■ GIVEN INSTRUCTION ■
Copy all of the material exactly. Pictures are not to appear in the copy.

■ DATASET EXCERPT ■
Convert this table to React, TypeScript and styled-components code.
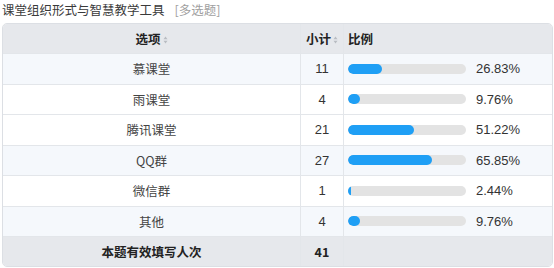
import React from 'react'
import styled, { createGlobalStyle } from 'styled-components'

const GlobalStyle = createGlobalStyle`
  html, body {
    margin: 0;
    padding: 0;
    background: #fff;
  }
  body {
    font-family: "Liberation Sans", "Noto Sans CJK SC", sans-serif;
    color: #333;
  }
`

type Row = { name: string; count: number; percent: number }

const rows: Row[] = [
  { name: '慕课堂', count: 11, percent: 26.83 },
  { name: '雨课堂', count: 4, percent: 9.76 },
  { name: '腾讯课堂', count: 21, percent: 51.22 },
  { name: 'QQ群', count: 27, percent: 65.85 },
  { name: '微信群', count: 1, percent: 2.44 },
  { name: '其他', count: 4, percent: 9.76 },
]

const striped = [true, false, false, true, false, true]

function SortIcon() {
  return (
    <Sort viewBox="0 0 6 10" aria-hidden>
      <path d="M3 0.5 L5.5 4 H0.5 Z" fill="#b8bcc2" />
      <path d="M3 9.5 L5.5 6 H0.5 Z" fill="#b8bcc2" />
    </Sort>
  )
}

export default function App() {
  return (
    <>
      <GlobalStyle />
      <Page>
        <Title>
          课堂组织形式与智慧教学工具<Kind>[多选题]</Kind>
        </Title>
        <Table>
          <colgroup>
            <col style={{ width: 298 }} />
            <col style={{ width: 43 }} />
            <col />
          </colgroup>
          <thead>
            <tr>
              <Head $align="center">
                选项<SortIcon />
              </Head>
              <Head $align="center">
                小计<SortIcon />
              </Head>
              <Head $align="left">比例</Head>
            </tr>
          </thead>
          <tbody>
            {rows.map((r, i) => (
              <BodyRow key={r.name} $light={striped[i]}>
                <NameCell>{r.name}</NameCell>
                <CountCell>{r.count}</CountCell>
                <RatioCell>
                  <Ratio>
                    <Track>
                      <Fill style={{ width: Math.max(r.percent * 1.28, 3) }} />
                    </Track>
                    <Percent>{r.percent.toFixed(2)}%</Percent>
                  </Ratio>
                </RatioCell>
              </BodyRow>
            ))}
          </tbody>
          <tfoot>
            <tr>
              <FootCell>本题有效填写人次</FootCell>
              <FootCell>41</FootCell>
              <FootCell />
            </tr>
          </tfoot>
        </Table>
      </Page>
    </>
  )
}

const Page = styled.div`
  width: 554px;
  height: 268px;
  padding: 2px 1px 0 2px;
  box-sizing: border-box;
  overflow: hidden;
`

const Title = styled.div`
  height: 21px;
  font-family: "Noto Sans CJK SC", sans-serif;
  font-size: 12.5px;
  line-height: 16px;
  color: #3a3a3a;
`

const Kind = styled.span`
  margin-left: 10px;
  color: #a0a0a0;
`

const Table = styled.table`
  width: 551px;
  table-layout: fixed;
  border-collapse: separate;
  border-spacing: 0;
  border: 1px solid #dcdfe4;
  border-radius: 5px;
  overflow: hidden;
  font-size: 12.5px;

  td,
  th {
    height: 30px;
    padding: 0;
    border-bottom: 1px solid #e3e6ea;
    border-right: 1px solid #e3e6ea;
    box-sizing: border-box;
  }

  td:last-child,
  th:last-child {
    border-right: none;
  }

  tfoot td {
    height: 29px;
    border-bottom: none;
  }
`

const Head = styled.th<{ $align: 'left' | 'center' }>`
  background: #e6e8ec;
  text-align: ${(p) => p.$align};
  padding-left: ${(p) => (p.$align === 'left' ? '4px' : '0')} !important;
  font-family: "Noto Sans CJK SC", sans-serif;
  font-weight: bold;
  color: #222;
  white-space: nowrap;
`

const Sort = styled.svg`
  width: 5px;
  height: 8px;
  margin-left: 2px;
  vertical-align: 0;
`

const BodyRow = styled.tr<{ $light: boolean }>`
  background: ${(p) => (p.$light ? '#f5f8fc' : '#fff')};

  td {
    height: 30.5px;
  }
`

const NameCell = styled.td`
  text-align: center;
  font-family: "Noto Sans CJK SC", sans-serif;
  color: #444;
`

const CountCell = styled.td`
  text-align: center;
  font-size: 13px;
  color: #333;
`

const RatioCell = styled.td`
  padding-left: 4px !important;
`

const Ratio = styled.div`
  display: flex;
  align-items: center;
`

const Track = styled.div`
  width: 118px;
  height: 10px;
  border-radius: 5px;
  background: #e3e3e3;
  overflow: hidden;
`

const Fill = styled.div`
  height: 100%;
  border-radius: 5px;
  background: #1f9ff5;
`

const Percent = styled.span`
  margin-left: 10px;
  font-size: 13px;
  color: #333;
`

const FootCell = styled.td`
  background: #e6e8ec;
  text-align: center;
  font-family: "Noto Sans CJK SC", sans-serif;
  font-weight: bold;
  color: #222;
`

■ SOLUTION BELOW ■
Convert this table to React, TypeScript and styled-components code.
import React from 'react'
import styled, { createGlobalStyle } from 'styled-components'

const GlobalStyle = createGlobalStyle`
  html, body {
    margin: 0;
    padding: 0;
    background: #fff;
  }
  body {
    font-family: "Liberation Sans", "Noto Sans CJK SC", sans-serif;
    color: #333;
  }
`

type Row = { name: string; count: number; percent: number }

const rows: Row[] = [
  { name: '慕课堂', count: 11, percent: 26.83 },
  { name: '雨课堂', count: 4, percent: 9.76 },
  { name: '腾讯课堂', count: 21, percent: 51.22 },
  { name: 'QQ群', count: 27, percent: 65.85 },
  { name: '微信群', count: 1, percent: 2.44 },
  { name: '其他', count: 4, percent: 9.76 },
]

const striped = [true, false, false, true, false, true]

function SortIcon() {
  return (
    <Sort viewBox="0 0 6 10" aria-hidden>
      <path d="M3 0.5 L5.5 4 H0.5 Z" fill="#b8bcc2" />
      <path d="M3 9.5 L5.5 6 H0.5 Z" fill="#b8bcc2" />
    </Sort>
  )
}

export default function App() {
  return (
    <>
      <GlobalStyle />
      <Page>
        <Title>
          课堂组织形式与智慧教学工具<Kind>[多选题]</Kind>
        </Title>
        <Table>
          <colgroup>
            <col style={{ width: 298 }} />
            <col style={{ width: 43 }} />
            <col />
          </colgroup>
          <thead>
            <tr>
              <Head $align="center">
                选项<SortIcon />
              </Head>
              <Head $align="center">
                小计<SortIcon />
              </Head>
              <Head $align="left">比例</Head>
            </tr>
          </thead>
          <tbody>
            {rows.map((r, i) => (
              <BodyRow key={r.name} $light={striped[i]}>
                <NameCell>{r.name}</NameCell>
                <CountCell>{r.count}</CountCell>
                <RatioCell>
                  <Ratio>
                    <Track>
                      <Fill style={{ width: Math.max(r.percent * 1.28, 3) }} />
                    </Track>
                    <Percent>{r.percent.toFixed(2)}%</Percent>
                  </Ratio>
                </RatioCell>
              </BodyRow>
            ))}
          </tbody>
          <tfoot>
            <tr>
              <FootCell>本题有效填写人次</FootCell>
              <FootCell>41</FootCell>
              <FootCell />
            </tr>
          </tfoot>
        </Table>
      </Page>
    </>
  )
}

const Page = styled.div`
  width: 554px;
  height: 268px;
  padding: 2px 1px 0 2px;
  box-sizing: border-box;
  overflow: hidden;
`

const Title = styled.div`
  height: 21px;
  font-family: "Noto Sans CJK SC", sans-serif;
  font-size: 12.5px;
  line-height: 16px;
  color: #3a3a3a;
`

const Kind = styled.span`
  margin-left: 10px;
  color: #a0a0a0;
`

const Table = styled.table`
  width: 551px;
  table-layout: fixed;
  border-collapse: separate;
  border-spacing: 0;
  border: 1px solid #dcdfe4;
  border-radius: 5px;
  overflow: hidden;
  font-size: 12.5px;

  td,
  th {
    height: 30px;
    padding: 0;
    border-bottom: 1px solid #e3e6ea;
    border-right: 1px solid #e3e6ea;
    box-sizing: border-box;
  }

  td:last-child,
  th:last-child {
    border-right: none;
  }

  tfoot td {
    height: 29px;
    border-bottom: none;
  }
`

const Head = styled.th<{ $align: 'left' | 'center' }>`
  background: #e6e8ec;
  text-align: ${(p) => p.$align};
  padding-left: ${(p) => (p.$align === 'left' ? '4px' : '0')} !important;
  font-family: "Noto Sans CJK SC", sans-serif;
  font-weight: bold;
  color: #222;
  white-space: nowrap;
`

const Sort = styled.svg`
  width: 5px;
  height: 8px;
  margin-left: 2px;
  vertical-align: 0;
`

const BodyRow = styled.tr<{ $light: boolean }>`
  background: ${(p) => (p.$light ? '#f5f8fc' : '#fff')};

  td {
    height: 30.5px;
  }
`

const NameCell = styled.td`
  text-align: center;
  font-family: "Noto Sans CJK SC", sans-serif;
  color: #444;
`

const CountCell = styled.td`
  text-align: center;
  font-size: 13px;
  color: #333;
`

const RatioCell = styled.td`
  padding-left: 4px !important;
`

const Ratio = styled.div`
  display: flex;
  align-items: center;
`

const Track = styled.div`
  width: 118px;
  height: 10px;
  border-radius: 5px;
  background: #e3e3e3;
  overflow: hidden;
`

const Fill = styled.div`
  height: 100%;
  border-radius: 5px;
  background: #1f9ff5;
`

const Percent = styled.span`
  margin-left: 10px;
  font-size: 13px;
  color: #333;
`

const FootCell = styled.td`
  background: #e6e8ec;
  text-align: center;
  font-family: "Noto Sans CJK SC", sans-serif;
  font-weight: bold;
  color: #222;
`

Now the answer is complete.